What the exercise asks:
Copy out the listing in full, exactly as written, but not its pictures.

|---|

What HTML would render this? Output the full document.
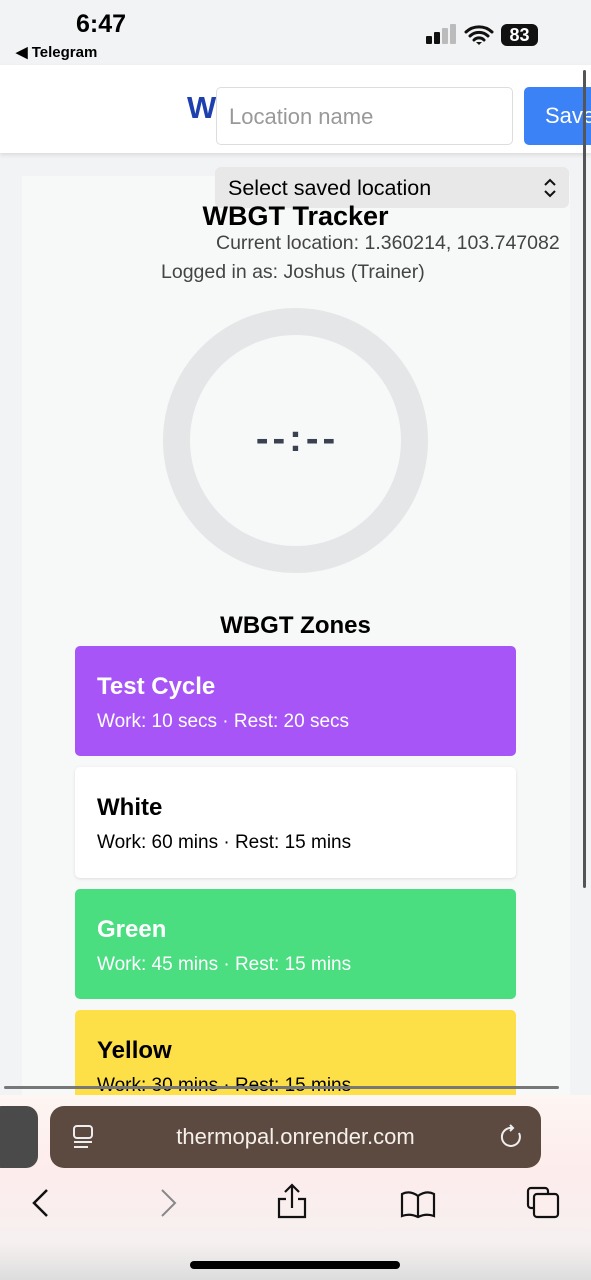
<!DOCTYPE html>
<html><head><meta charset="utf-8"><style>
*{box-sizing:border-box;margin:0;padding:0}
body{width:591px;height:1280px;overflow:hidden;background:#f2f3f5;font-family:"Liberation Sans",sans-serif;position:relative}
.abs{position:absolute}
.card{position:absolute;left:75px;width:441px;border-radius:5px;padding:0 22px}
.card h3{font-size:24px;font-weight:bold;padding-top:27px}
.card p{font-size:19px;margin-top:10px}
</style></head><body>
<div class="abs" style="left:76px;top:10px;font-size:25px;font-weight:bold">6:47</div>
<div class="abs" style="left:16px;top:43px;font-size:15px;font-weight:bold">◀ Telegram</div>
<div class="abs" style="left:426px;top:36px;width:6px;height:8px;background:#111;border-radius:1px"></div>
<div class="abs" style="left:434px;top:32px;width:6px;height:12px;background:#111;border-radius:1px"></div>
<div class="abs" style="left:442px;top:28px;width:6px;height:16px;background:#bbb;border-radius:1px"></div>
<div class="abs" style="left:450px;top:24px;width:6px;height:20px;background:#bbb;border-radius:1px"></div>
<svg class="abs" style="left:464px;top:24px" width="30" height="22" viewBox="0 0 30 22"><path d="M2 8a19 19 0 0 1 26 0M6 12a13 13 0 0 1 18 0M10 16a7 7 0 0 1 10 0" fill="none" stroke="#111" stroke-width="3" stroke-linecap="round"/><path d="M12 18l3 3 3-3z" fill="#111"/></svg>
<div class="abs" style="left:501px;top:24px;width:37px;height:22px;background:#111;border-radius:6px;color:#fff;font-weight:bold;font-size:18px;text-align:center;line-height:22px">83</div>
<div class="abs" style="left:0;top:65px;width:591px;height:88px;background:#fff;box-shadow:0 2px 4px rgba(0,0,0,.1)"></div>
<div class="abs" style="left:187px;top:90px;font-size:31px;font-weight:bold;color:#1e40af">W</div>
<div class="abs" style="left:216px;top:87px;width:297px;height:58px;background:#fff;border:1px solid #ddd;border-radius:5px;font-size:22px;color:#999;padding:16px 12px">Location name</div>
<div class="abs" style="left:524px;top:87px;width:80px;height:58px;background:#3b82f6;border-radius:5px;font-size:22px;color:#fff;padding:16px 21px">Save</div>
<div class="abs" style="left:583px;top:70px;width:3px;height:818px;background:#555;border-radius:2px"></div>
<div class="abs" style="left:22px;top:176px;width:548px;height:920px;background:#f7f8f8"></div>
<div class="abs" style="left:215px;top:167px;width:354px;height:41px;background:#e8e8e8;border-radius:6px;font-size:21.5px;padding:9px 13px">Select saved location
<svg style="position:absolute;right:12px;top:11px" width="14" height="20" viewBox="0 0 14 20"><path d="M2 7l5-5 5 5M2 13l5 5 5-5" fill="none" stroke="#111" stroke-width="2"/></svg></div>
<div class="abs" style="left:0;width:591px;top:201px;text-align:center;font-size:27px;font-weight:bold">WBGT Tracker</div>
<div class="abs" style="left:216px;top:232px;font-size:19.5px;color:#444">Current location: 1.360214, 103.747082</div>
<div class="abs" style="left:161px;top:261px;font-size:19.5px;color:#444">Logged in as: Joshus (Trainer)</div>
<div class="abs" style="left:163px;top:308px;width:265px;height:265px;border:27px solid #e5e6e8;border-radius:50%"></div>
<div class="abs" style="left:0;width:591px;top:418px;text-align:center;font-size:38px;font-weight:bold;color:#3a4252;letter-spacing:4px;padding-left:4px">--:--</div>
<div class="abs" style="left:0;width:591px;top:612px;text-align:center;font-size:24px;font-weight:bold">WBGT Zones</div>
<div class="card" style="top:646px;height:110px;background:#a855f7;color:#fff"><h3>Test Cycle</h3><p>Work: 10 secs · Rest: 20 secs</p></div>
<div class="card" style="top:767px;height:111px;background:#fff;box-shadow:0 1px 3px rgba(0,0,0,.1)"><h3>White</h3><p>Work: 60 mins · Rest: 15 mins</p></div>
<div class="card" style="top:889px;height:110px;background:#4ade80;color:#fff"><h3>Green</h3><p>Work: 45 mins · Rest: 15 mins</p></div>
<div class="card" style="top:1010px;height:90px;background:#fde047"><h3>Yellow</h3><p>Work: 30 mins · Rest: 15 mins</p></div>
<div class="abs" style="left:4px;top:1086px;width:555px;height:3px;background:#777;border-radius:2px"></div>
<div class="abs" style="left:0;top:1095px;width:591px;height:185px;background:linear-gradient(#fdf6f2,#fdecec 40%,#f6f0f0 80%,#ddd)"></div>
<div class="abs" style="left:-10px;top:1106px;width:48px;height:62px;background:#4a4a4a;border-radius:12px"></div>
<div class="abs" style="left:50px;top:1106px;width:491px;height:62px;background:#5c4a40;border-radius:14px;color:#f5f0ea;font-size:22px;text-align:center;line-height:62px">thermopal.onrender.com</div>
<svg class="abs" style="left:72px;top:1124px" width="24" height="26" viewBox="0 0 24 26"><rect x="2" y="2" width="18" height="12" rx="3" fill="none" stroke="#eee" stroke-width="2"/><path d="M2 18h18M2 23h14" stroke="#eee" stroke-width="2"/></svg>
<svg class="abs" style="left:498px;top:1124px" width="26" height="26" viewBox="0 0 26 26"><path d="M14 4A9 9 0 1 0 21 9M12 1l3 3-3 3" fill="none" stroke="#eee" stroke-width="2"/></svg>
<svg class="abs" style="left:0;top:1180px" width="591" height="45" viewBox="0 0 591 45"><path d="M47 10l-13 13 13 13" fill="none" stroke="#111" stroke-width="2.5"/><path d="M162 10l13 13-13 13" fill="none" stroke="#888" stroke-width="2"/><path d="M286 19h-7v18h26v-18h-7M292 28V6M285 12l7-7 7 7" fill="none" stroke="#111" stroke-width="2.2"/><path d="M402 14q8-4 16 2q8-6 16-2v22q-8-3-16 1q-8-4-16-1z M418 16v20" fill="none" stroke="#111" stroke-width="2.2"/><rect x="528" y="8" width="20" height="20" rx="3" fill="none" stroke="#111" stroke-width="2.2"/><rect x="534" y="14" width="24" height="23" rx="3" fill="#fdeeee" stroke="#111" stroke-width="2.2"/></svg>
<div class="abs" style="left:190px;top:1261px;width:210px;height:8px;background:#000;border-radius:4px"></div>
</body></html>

|---|

Result below:
What HTML would render this? Output the full document.
<!DOCTYPE html>
<html><head><meta charset="utf-8"><style>
*{box-sizing:border-box;margin:0;padding:0}
body{width:591px;height:1280px;overflow:hidden;background:#f2f3f5;font-family:"Liberation Sans",sans-serif;position:relative}
.abs{position:absolute}
.card{position:absolute;left:75px;width:441px;border-radius:5px;padding:0 22px}
.card h3{font-size:24px;font-weight:bold;padding-top:27px}
.card p{font-size:19px;margin-top:10px}
</style></head><body>
<div class="abs" style="left:76px;top:10px;font-size:25px;font-weight:bold">6:47</div>
<div class="abs" style="left:16px;top:43px;font-size:15px;font-weight:bold">◀ Telegram</div>
<div class="abs" style="left:426px;top:36px;width:6px;height:8px;background:#111;border-radius:1px"></div>
<div class="abs" style="left:434px;top:32px;width:6px;height:12px;background:#111;border-radius:1px"></div>
<div class="abs" style="left:442px;top:28px;width:6px;height:16px;background:#bbb;border-radius:1px"></div>
<div class="abs" style="left:450px;top:24px;width:6px;height:20px;background:#bbb;border-radius:1px"></div>
<svg class="abs" style="left:464px;top:24px" width="30" height="22" viewBox="0 0 30 22"><path d="M2 8a19 19 0 0 1 26 0M6 12a13 13 0 0 1 18 0M10 16a7 7 0 0 1 10 0" fill="none" stroke="#111" stroke-width="3" stroke-linecap="round"/><path d="M12 18l3 3 3-3z" fill="#111"/></svg>
<div class="abs" style="left:501px;top:24px;width:37px;height:22px;background:#111;border-radius:6px;color:#fff;font-weight:bold;font-size:18px;text-align:center;line-height:22px">83</div>
<div class="abs" style="left:0;top:65px;width:591px;height:88px;background:#fff;box-shadow:0 2px 4px rgba(0,0,0,.1)"></div>
<div class="abs" style="left:187px;top:90px;font-size:31px;font-weight:bold;color:#1e40af">W</div>
<div class="abs" style="left:216px;top:87px;width:297px;height:58px;background:#fff;border:1px solid #ddd;border-radius:5px;font-size:22px;color:#999;padding:16px 12px">Location name</div>
<div class="abs" style="left:524px;top:87px;width:80px;height:58px;background:#3b82f6;border-radius:5px;font-size:22px;color:#fff;padding:16px 21px">Save</div>
<div class="abs" style="left:583px;top:70px;width:3px;height:818px;background:#555;border-radius:2px"></div>
<div class="abs" style="left:22px;top:176px;width:548px;height:920px;background:#f7f8f8"></div>
<div class="abs" style="left:215px;top:167px;width:354px;height:41px;background:#e8e8e8;border-radius:6px;font-size:21.5px;padding:9px 13px">Select saved location
<svg style="position:absolute;right:12px;top:11px" width="14" height="20" viewBox="0 0 14 20"><path d="M2 7l5-5 5 5M2 13l5 5 5-5" fill="none" stroke="#111" stroke-width="2"/></svg></div>
<div class="abs" style="left:0;width:591px;top:201px;text-align:center;font-size:27px;font-weight:bold">WBGT Tracker</div>
<div class="abs" style="left:216px;top:232px;font-size:19.5px;color:#444">Current location: 1.360214, 103.747082</div>
<div class="abs" style="left:161px;top:261px;font-size:19.5px;color:#444">Logged in as: Joshus (Trainer)</div>
<div class="abs" style="left:163px;top:308px;width:265px;height:265px;border:27px solid #e5e6e8;border-radius:50%"></div>
<div class="abs" style="left:0;width:591px;top:418px;text-align:center;font-size:38px;font-weight:bold;color:#3a4252;letter-spacing:4px;padding-left:4px">--:--</div>
<div class="abs" style="left:0;width:591px;top:612px;text-align:center;font-size:24px;font-weight:bold">WBGT Zones</div>
<div class="card" style="top:646px;height:110px;background:#a855f7;color:#fff"><h3>Test Cycle</h3><p>Work: 10 secs · Rest: 20 secs</p></div>
<div class="card" style="top:767px;height:111px;background:#fff;box-shadow:0 1px 3px rgba(0,0,0,.1)"><h3>White</h3><p>Work: 60 mins · Rest: 15 mins</p></div>
<div class="card" style="top:889px;height:110px;background:#4ade80;color:#fff"><h3>Green</h3><p>Work: 45 mins · Rest: 15 mins</p></div>
<div class="card" style="top:1010px;height:90px;background:#fde047"><h3>Yellow</h3><p>Work: 30 mins · Rest: 15 mins</p></div>
<div class="abs" style="left:4px;top:1086px;width:555px;height:3px;background:#777;border-radius:2px"></div>
<div class="abs" style="left:0;top:1095px;width:591px;height:185px;background:linear-gradient(#fdf6f2,#fdecec 40%,#f6f0f0 80%,#ddd)"></div>
<div class="abs" style="left:-10px;top:1106px;width:48px;height:62px;background:#4a4a4a;border-radius:12px"></div>
<div class="abs" style="left:50px;top:1106px;width:491px;height:62px;background:#5c4a40;border-radius:14px;color:#f5f0ea;font-size:22px;text-align:center;line-height:62px">thermopal.onrender.com</div>
<svg class="abs" style="left:72px;top:1124px" width="24" height="26" viewBox="0 0 24 26"><rect x="2" y="2" width="18" height="12" rx="3" fill="none" stroke="#eee" stroke-width="2"/><path d="M2 18h18M2 23h14" stroke="#eee" stroke-width="2"/></svg>
<svg class="abs" style="left:498px;top:1124px" width="26" height="26" viewBox="0 0 26 26"><path d="M14 4A9 9 0 1 0 21 9M12 1l3 3-3 3" fill="none" stroke="#eee" stroke-width="2"/></svg>
<svg class="abs" style="left:0;top:1180px" width="591" height="45" viewBox="0 0 591 45"><path d="M47 10l-13 13 13 13" fill="none" stroke="#111" stroke-width="2.5"/><path d="M162 10l13 13-13 13" fill="none" stroke="#888" stroke-width="2"/><path d="M286 19h-7v18h26v-18h-7M292 28V6M285 12l7-7 7 7" fill="none" stroke="#111" stroke-width="2.2"/><path d="M402 14q8-4 16 2q8-6 16-2v22q-8-3-16 1q-8-4-16-1z M418 16v20" fill="none" stroke="#111" stroke-width="2.2"/><rect x="528" y="8" width="20" height="20" rx="3" fill="none" stroke="#111" stroke-width="2.2"/><rect x="534" y="14" width="24" height="23" rx="3" fill="#fdeeee" stroke="#111" stroke-width="2.2"/></svg>
<div class="abs" style="left:190px;top:1261px;width:210px;height:8px;background:#000;border-radius:4px"></div>
</body></html>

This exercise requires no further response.